Regardless of the outcome of Brady's appeal or any further action by Robert Kraft I know one thing with absolute certainty. This is never going away. (See Spygate.) The consensus opinion of the gridiron cognoscenti is that Tom Brady is a liar and a cheat; not enough of a liar and a cheat to keep him out of Canton but still, a liar and a cheat. Which only makes sense as he plays quarterback for Bill Belicheat and the New England Cheatriots. He isn't Tom Brady anymore; he's Tom Shady. There is nothing, not even a judicial repudiation of the Wells Report that overturns the suspension, the fines and the loss of draft picks that will change those deeply held beliefs.

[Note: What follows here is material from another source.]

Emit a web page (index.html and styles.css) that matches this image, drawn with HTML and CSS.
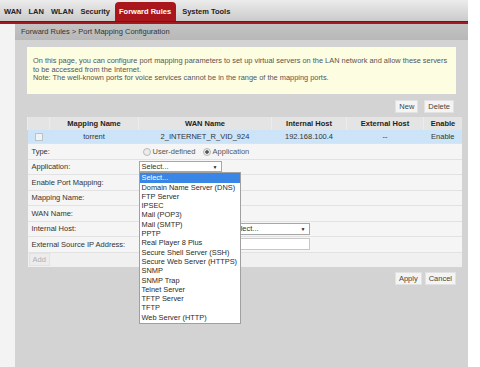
FILE: index.html
```html
<!DOCTYPE html>
<html lang="en">
<head>
    <meta charset="UTF-8">
    <title>Port Mapping Configuration</title>
    <link rel="stylesheet" href="styles.css">
</head>
<body>
    <div class="page">
        <div class="topbar">
            <span class="tab">WAN</span>
            <span class="tab">LAN</span>
            <span class="tab">WLAN</span>
            <span class="tab">Security</span>
            <span class="tab active">Forward Rules</span>
            <span class="tab">System Tools</span>
        </div>
        <div class="redline"></div>
        <div class="main">
            <div class="side"></div>
            <div class="content">
                <div class="crumb">Forward Rules &gt; Port Mapping Configuration</div>
                <div class="inner">
                    <div class="info">
                        On this page, you can configure port mapping parameters to set up virtual servers on the LAN network and allow these servers<br>
                        to be accessed from the Internet.<br>
                        Note: The well-known ports for voice services cannot be in the range of the mapping ports.
                    </div>
                    <div class="toolbar">
                        <button class="btn">New</button>
                        <button class="btn">Delete</button>
                    </div>
                    <table class="grid">
                        <tr class="head">
                            <th class="c-check"></th>
                            <th class="c-name">Mapping Name</th>
                            <th class="c-wan">WAN Name</th>
                            <th class="c-int">Internal Host</th>
                            <th class="c-ext">External Host</th>
                            <th class="c-en">Enable</th>
                        </tr>
                        <tr class="sel">
                            <td><span class="check"></span></td>
                            <td>torrent</td>
                            <td>2_INTERNET_R_VID_924</td>
                            <td>192.168.100.4</td>
                            <td>--</td>
                            <td>Enable</td>
                        </tr>
                        <tr class="form">
                            <td class="label" colspan="2">Type:</td>
                            <td class="value" colspan="4">
                                <span class="radio"></span><span class="rlabel">User-defined</span>
                                <span class="radio on"></span><span class="rlabel">Application</span>
                            </td>
                        </tr>
                        <tr class="form">
                            <td class="label" colspan="2">Application:</td>
                            <td class="value" colspan="4">
                                <div class="selwrap">
                                    <span class="select app">Select...<span class="arrow">&#9660;</span></span>
                                    <ul class="options">
                                        <li class="hl">Select...</li>
                                        <li>Domain Name Server (DNS)</li>
                                        <li>FTP Server</li>
                                        <li>IPSEC</li>
                                        <li>Mail (POP3)</li>
                                        <li>Mail (SMTP)</li>
                                        <li>PPTP</li>
                                        <li>Real Player 8 Plus</li>
                                        <li>Secure Shell Server (SSH)</li>
                                        <li>Secure Web Server (HTTPS)</li>
                                        <li>SNMP</li>
                                        <li>SNMP Trap</li>
                                        <li>Telnet Server</li>
                                        <li>TFTP Server</li>
                                        <li>TFTP</li>
                                        <li>Web Server (HTTP)</li>
                                    </ul>
                                </div>
                            </td>
                        </tr>
                        <tr class="form">
                            <td class="label" colspan="2">Enable Port Mapping:</td>
                            <td class="value" colspan="4"></td>
                        </tr>
                        <tr class="form">
                            <td class="label" colspan="2">Mapping Name:</td>
                            <td class="value" colspan="4"></td>
                        </tr>
                        <tr class="form">
                            <td class="label" colspan="2">WAN Name:</td>
                            <td class="value" colspan="4"></td>
                        </tr>
                        <tr class="form">
                            <td class="label" colspan="2">Internal Host:</td>
                            <td class="value" colspan="4">
                                <span class="input host"></span><span class="select hostsel">Select...<span class="arrow">&#9660;</span></span>
                            </td>
                        </tr>
                        <tr class="form">
                            <td class="label" colspan="2">External Source IP Address:</td>
                            <td class="value" colspan="4"><span class="input extip"></span></td>
                        </tr>
                        <tr class="form last">
                            <td colspan="6"><button class="btn dim">Add</button></td>
                        </tr>
                    </table>
                    <div class="actions">
                        <button class="btn">Apply</button>
                        <button class="btn">Cancel</button>
                    </div>
                </div>
            </div>
        </div>
    </div>
</body>
</html>
```

FILE: styles.css
```css
body {
    margin: 0;
    background-color: #ffffff;
    font-family: "Liberation Sans", Arial, sans-serif;
    font-size: 8px;
    color: #333333;
    overflow: hidden;
}

.page {
    width: 468px;
    height: 367px;
    display: flex;
    flex-direction: column;
}

.topbar {
    height: 21px;
    display: flex;
    align-items: flex-end;
    padding-left: 1px;
    background: linear-gradient(#ececec, #cbcbcb);
}
.tab {
    font-weight: bold;
    font-size: 7.5px;
    color: #222222;
    padding: 0 4px 5px 3px;
}
.tab.active {
    background-color: #a9171c;
    color: #ffffff;
    border-radius: 4px 4px 0 0;
    padding: 5px 5px 5px 4px;
    margin: 0 3px 0 1px;
}

.redline {
    height: 2px;
    background-color: #a21a1f;
    border-top: 1px solid #7d1014;
}

.main {
    flex: 1;
    display: flex;
}
.side {
    width: 15px;
    flex-shrink: 0;
    background-color: #f3f3f3;
}
.content {
    flex: 1;
    min-width: 0;
    background-color: #d3d3d3;
}
.crumb {
    height: 16px;
    line-height: 16px;
    padding-left: 6px;
    font-size: 7.5px;
    background: linear-gradient(#c3c3c3, #b8b8b8);
    color: #333333;
}
.inner {
    padding: 7px 12px 0 12px;
}

.info {
    background-color: #fdfde1;
    color: #555555;
    font-size: 7.4px;
    line-height: 8.5px;
    padding: 10px 6px 10px 6px;
    height: 27px;
    white-space: nowrap;
    overflow: hidden;
}

.toolbar {
    display: flex;
    justify-content: flex-end;
    gap: 6px;
    margin-top: 6px;
    margin-bottom: 4px;
    padding-right: 2px;
}
.btn {
    font-family: "Liberation Sans", Arial, sans-serif;
    font-size: 7.5px;
    color: #444444;
    background-color: #f4f4f4;
    border: 1px solid #e2e2e2;
    padding: 1px 3px;
    height: 13px;
    line-height: 10px;
}
.btn.dim {
    color: #b0b0b0;
    background-color: #ececec;
    margin-left: 1px;
}

.grid {
    width: 100%;
    border-collapse: collapse;
    table-layout: fixed;
    font-size: 7.5px;
}
.grid th {
    background-color: #e4e4e4;
    height: 13px;
    padding: 0;
    font-weight: bold;
    color: #222222;
    border-left: 1px solid #ececec;
}
.c-check { width: 21px; }
.c-name { width: 88px; }
.c-wan { width: 132px; }
.c-int { width: 74px; }
.c-ext { width: 76px; }
.c-en { width: 38px; }

.sel td {
    background-color: #cde3f7;
    height: 13px;
    padding: 0;
    text-align: center;
    color: #333333;
}
.check {
    display: inline-block;
    width: 6px;
    height: 6px;
    border: 1px solid #b9c3cc;
    background-color: #f2f2f2;
    vertical-align: middle;
}

.form td {
    background-color: #f5f5f5;
    border-top: 1px solid #e2e2e2;
    height: 14.5px;
    padding: 0;
    color: #333333;
}
.form .label {
    padding-left: 4px;
}
.form.last td {
    border-top: 1px solid #e2e2e2;
    height: 14px;
    background-color: #f0f0f0;
}

.radio {
    display: inline-block;
    width: 6px;
    height: 6px;
    border-radius: 50%;
    border: 1px solid #b8b8b8;
    background-color: #ececec;
    vertical-align: middle;
    margin: 0 2px 0 4px;
}
.radio.on {
    background: radial-gradient(#555555 35%, #e8e8e8 45%);
    margin-left: 5px;
}
.rlabel {
    vertical-align: middle;
    color: #555555;
}

.selwrap {
    position: relative;
    height: 11px;
}
.select {
    display: inline-flex;
    justify-content: space-between;
    align-items: center;
    box-sizing: border-box;
    height: 11px;
    border: 1px solid #a7a7a7;
    background-color: #ffffff;
    padding: 0 3px 0 2px;
    color: #333333;
    vertical-align: middle;
}
.select.app {
    width: 83px;
}
.arrow {
    font-size: 5px;
    color: #222222;
}
.options {
    position: absolute;
    top: 11px;
    left: 0;
    width: 100px;
    margin: 0;
    padding: 0 0 1px 0;
    list-style: none;
    background-color: #ffffff;
    border: 1px solid #a0a0a0;
    font-size: 7.4px;
    z-index: 2;
}
.options li {
    height: 9.3px;
    line-height: 9.3px;
    padding-left: 2px;
    color: #2a2a2a;
    white-space: nowrap;
}
.options li.hl {
    background-color: #3a86e6;
    color: #ffffff;
}

.input {
    display: inline-block;
    box-sizing: border-box;
    height: 12px;
    border: 1px solid #c8c8c8;
    background-color: #ffffff;
    vertical-align: middle;
}
.input.host {
    width: 88px;
    margin-right: 2px;
}
.select.hostsel {
    width: 81px;
    height: 12px;
}
.input.extip {
    width: 171px;
}

.actions {
    display: flex;
    justify-content: flex-end;
    gap: 3px;
    margin-top: 5px;
}
```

Fair or not, as Patriots fans, we're stuck with that. We're stuck with the announcers for every game this season mentioning Deflategate. We're stuck with inane and juvenile jokes involving shriveled testicles. We're stuck with every game becoming a referendum on the legacy of Robert Kraft, Bill Belichick and Tom Brady. We're stuck with the trolls and haters saying, "See, the Patriots haven't won anything since Deflategate!"

Until they do, of course.

As Patriots fans, we're also stuck with the best owner, the best head coach, and the best quarterback in the NFL. The team will be highly motivated to prove they earned their fourth Lombardi Trophy fair and square and the best, perhaps the only way to do that is by winning Super Bowl 50. (Or should I say they will be highly motivated to prove they earned their fourth Lombardi Trophy fair and square by winning one game at a time?) Winning back-to-back Super Bowls was never going to be an easy task and they likely will fall short of that goal but I think it will be worth all the references to shriveled testicles watching them play this 2015 season.

I think it's going to be a hell of a ride.